EXERCISE DIRECTIONS: Count the lines below that contain the word "index", and reply with that number alone.

--- PROVIDED RECORDS ---

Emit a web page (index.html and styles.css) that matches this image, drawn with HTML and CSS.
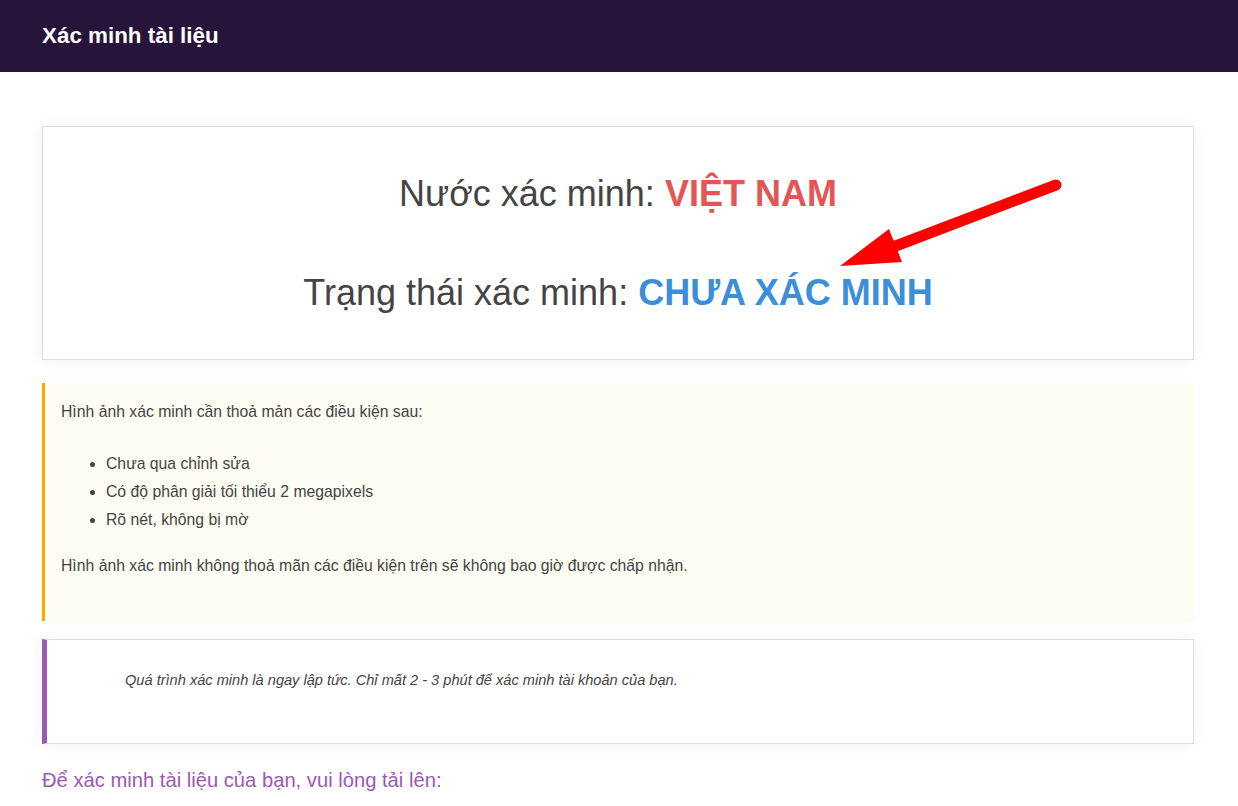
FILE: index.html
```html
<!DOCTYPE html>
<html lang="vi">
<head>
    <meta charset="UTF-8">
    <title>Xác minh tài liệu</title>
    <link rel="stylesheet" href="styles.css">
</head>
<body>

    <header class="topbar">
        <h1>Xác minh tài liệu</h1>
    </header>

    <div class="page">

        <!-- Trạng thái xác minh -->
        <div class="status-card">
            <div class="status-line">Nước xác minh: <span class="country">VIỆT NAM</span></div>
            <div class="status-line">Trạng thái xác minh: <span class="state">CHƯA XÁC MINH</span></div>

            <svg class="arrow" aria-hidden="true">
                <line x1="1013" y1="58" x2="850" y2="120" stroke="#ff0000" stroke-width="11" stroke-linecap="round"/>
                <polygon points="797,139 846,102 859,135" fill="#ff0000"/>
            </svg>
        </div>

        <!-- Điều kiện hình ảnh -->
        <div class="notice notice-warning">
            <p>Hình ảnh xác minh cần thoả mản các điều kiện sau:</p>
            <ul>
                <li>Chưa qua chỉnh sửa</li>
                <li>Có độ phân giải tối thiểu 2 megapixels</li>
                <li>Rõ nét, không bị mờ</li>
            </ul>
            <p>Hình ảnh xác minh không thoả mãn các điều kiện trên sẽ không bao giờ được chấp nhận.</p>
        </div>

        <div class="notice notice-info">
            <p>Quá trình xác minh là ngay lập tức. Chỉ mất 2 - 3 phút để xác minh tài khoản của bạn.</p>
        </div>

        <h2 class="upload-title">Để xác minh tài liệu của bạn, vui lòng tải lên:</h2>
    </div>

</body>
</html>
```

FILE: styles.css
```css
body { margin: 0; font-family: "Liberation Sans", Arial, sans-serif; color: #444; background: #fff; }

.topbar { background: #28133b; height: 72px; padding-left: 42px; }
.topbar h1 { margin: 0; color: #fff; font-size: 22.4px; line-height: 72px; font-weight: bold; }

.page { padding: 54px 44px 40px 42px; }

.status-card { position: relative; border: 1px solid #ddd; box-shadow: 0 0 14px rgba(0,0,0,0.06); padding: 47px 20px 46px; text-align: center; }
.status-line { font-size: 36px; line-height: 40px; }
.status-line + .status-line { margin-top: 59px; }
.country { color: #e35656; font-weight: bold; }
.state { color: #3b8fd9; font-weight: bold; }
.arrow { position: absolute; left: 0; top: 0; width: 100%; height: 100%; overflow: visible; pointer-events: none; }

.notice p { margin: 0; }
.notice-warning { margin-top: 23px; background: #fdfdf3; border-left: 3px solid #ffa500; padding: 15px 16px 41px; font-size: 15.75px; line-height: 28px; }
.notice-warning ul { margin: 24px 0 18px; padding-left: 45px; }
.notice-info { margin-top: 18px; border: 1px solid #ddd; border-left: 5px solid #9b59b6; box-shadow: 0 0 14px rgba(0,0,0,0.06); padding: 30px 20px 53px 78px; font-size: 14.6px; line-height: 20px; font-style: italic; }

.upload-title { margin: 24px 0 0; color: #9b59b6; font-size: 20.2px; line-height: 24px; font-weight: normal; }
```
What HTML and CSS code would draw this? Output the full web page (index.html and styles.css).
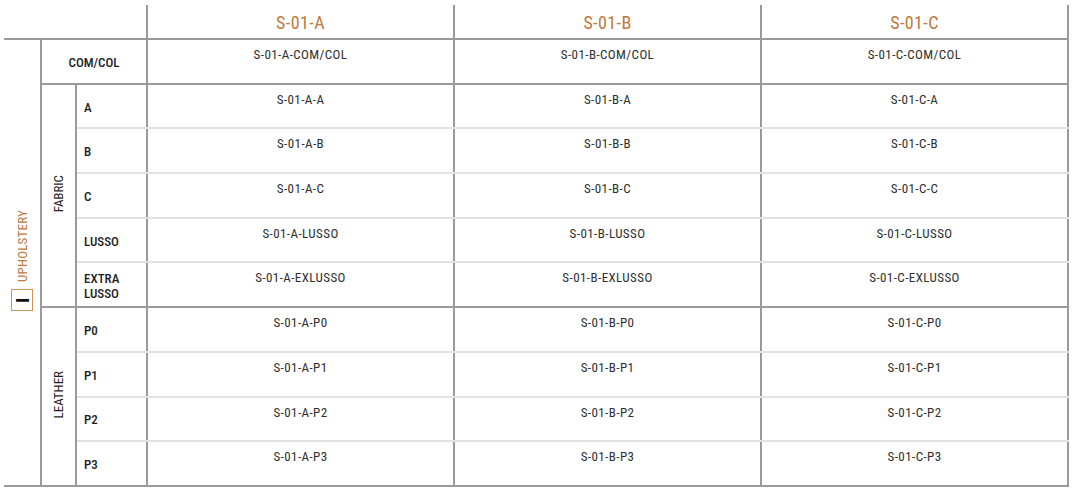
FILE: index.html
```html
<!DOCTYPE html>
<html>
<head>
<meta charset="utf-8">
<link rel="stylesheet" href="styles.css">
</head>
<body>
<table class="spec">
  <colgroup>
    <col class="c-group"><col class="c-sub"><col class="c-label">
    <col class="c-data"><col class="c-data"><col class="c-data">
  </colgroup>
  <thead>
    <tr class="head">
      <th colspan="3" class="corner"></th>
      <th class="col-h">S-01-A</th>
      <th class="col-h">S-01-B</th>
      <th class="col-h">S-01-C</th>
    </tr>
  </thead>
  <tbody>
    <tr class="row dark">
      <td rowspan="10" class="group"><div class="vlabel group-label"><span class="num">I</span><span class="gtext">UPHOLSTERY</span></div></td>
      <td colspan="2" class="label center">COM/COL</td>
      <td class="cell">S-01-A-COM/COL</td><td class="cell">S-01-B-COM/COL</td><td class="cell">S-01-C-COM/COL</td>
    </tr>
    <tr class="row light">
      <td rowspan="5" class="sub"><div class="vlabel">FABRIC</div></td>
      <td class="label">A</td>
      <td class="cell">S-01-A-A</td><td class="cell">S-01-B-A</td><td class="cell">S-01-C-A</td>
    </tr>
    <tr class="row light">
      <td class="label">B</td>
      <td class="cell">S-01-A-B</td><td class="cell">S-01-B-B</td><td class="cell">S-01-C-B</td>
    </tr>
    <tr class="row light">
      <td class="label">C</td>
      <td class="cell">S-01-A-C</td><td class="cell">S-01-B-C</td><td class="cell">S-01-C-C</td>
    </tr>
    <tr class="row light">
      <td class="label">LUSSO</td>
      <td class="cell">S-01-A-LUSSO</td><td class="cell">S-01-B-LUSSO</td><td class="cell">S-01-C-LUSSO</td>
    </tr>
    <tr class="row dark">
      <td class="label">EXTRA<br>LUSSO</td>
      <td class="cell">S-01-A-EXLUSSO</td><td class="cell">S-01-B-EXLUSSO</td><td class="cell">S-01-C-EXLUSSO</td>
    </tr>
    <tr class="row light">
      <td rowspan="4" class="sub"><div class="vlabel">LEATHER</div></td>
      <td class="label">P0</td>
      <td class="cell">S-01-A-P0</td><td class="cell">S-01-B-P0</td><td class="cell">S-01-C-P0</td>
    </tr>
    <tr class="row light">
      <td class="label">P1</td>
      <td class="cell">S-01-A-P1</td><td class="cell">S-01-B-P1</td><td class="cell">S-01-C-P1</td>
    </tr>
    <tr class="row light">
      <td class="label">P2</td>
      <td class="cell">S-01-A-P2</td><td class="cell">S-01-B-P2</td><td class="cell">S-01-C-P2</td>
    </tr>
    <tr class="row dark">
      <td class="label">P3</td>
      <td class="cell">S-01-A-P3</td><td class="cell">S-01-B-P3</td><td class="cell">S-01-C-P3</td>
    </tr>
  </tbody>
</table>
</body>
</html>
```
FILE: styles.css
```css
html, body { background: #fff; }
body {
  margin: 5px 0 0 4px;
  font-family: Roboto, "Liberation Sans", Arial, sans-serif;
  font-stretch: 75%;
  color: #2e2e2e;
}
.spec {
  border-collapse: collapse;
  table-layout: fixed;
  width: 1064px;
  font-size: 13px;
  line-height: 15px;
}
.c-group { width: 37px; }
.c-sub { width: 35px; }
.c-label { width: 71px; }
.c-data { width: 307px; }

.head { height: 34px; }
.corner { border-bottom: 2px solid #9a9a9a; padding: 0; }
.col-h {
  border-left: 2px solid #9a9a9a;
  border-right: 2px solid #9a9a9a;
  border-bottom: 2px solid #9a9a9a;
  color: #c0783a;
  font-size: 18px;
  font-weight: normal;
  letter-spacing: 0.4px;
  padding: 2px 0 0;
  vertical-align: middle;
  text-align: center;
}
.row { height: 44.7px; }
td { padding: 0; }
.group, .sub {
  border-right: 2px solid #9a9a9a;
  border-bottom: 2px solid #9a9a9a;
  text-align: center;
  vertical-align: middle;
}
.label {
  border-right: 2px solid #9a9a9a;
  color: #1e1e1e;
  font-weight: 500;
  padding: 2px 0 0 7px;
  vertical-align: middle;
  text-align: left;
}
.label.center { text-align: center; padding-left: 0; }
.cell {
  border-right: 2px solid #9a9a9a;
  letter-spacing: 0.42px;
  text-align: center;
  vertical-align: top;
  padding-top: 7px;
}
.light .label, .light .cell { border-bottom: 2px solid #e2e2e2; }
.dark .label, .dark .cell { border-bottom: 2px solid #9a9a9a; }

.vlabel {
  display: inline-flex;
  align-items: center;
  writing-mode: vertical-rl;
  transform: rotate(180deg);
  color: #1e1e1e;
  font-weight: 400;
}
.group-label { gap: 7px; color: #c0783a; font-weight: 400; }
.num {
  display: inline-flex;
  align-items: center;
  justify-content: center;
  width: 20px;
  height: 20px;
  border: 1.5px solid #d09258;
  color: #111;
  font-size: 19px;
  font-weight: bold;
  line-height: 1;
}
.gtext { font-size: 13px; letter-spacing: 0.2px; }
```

---

PROBLEM SOLUTION: 4